Date:29/11/2004 URL: http://www.thehindubusinessline.com/2004/11/29/stories/2004112902010500.htm
Back Stricter norms for cos raising public deposits on cards

Richa Mishra

New Delhi , Nov. 28

COMPANIES may soon have to disclose the purpose and utilisation of funds raised by way of public deposits in their balance sheet.

Such a requirement is likely to be proposed by the Ministry for Company Affairs, which is working out a strategy paper on protecting the depositors' interest and making public deposits a much safer avenue for investments.

Concerned over the number of complaints received on defaults in repayment of deposits raised by the companies, the Ministry had set up a high-level committee to prepare a strategy paper.

Though the existing Companies Act provides for enough safeguards, the defaulting companies have been found taking shelter under higher legal authorities, sources said.

The Minister of Company Affairs (Independent Charge), Mr Prem Chand Gupta, told Business Line, "The Government is committed to protecting the depositor's interest."

Regarding the question whether complaints against non-banking financial companies (NBFCs) can be taken up with the Ministry, sources said, "Agreed that deposit guidelines have been laid down by the Reserve Bank of India, but the Ministry can look into the aspect of depositors' interest."

According to sources, the paper is likely to suggest formation of an ombudsman with nominees of Company Affairs, the Securities & Exchange Board of India, RBI, and recognised investor associations to monitor such companies. This body could be on the lines of banking ombudsman, sources said.

Further, there is a proposal that such companies should be debarred from accepting or inviting any deposits. Currently, the Act only restricts them from inviting deposits and not the acceptance of deposits.

This, in effect, implies that once having invited the deposits through newspaper-advertisements, the company concerned can continue to accept deposits during the entire validity-period of its advertisement even if it is in default of the repayment of any deposit or any interest thereon.

Besides, disclosing the purpose and utilisation of funds the companies may also be required to disclose the quantum of fixed deposits matured but not paid.

The paper is also likely to suggest that companies that have invited deposits without issuing an advertisement as prescribed under law should be prohibited from making any inter-corporate loans, give any guarantee or acquire by way of subscription of the shares of any body corporate.

Further, there is a proposal that such entities should be debarred from floating any new schemes.

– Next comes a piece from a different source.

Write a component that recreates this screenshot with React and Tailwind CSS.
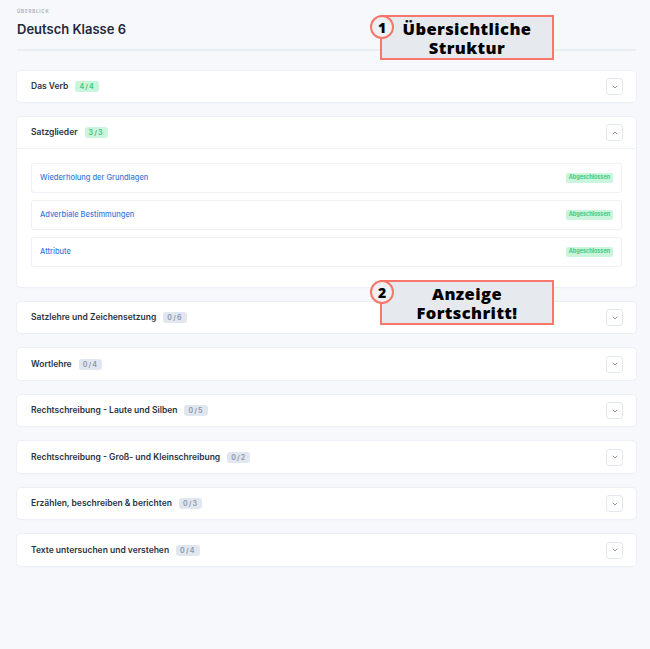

To ensure that the depositors are able to safely invest their savings in this unsecured mode of public deposits, while avoiding frivolous companies, the paper may suggest that a system of credit rating for such companies be introduced.

"Like in case of NBFCs, which cannot accept deposits unless it has obtained investment grading from any approved credit rating agency, non-banking non-financial companies too be subjected to a similar system," sources said.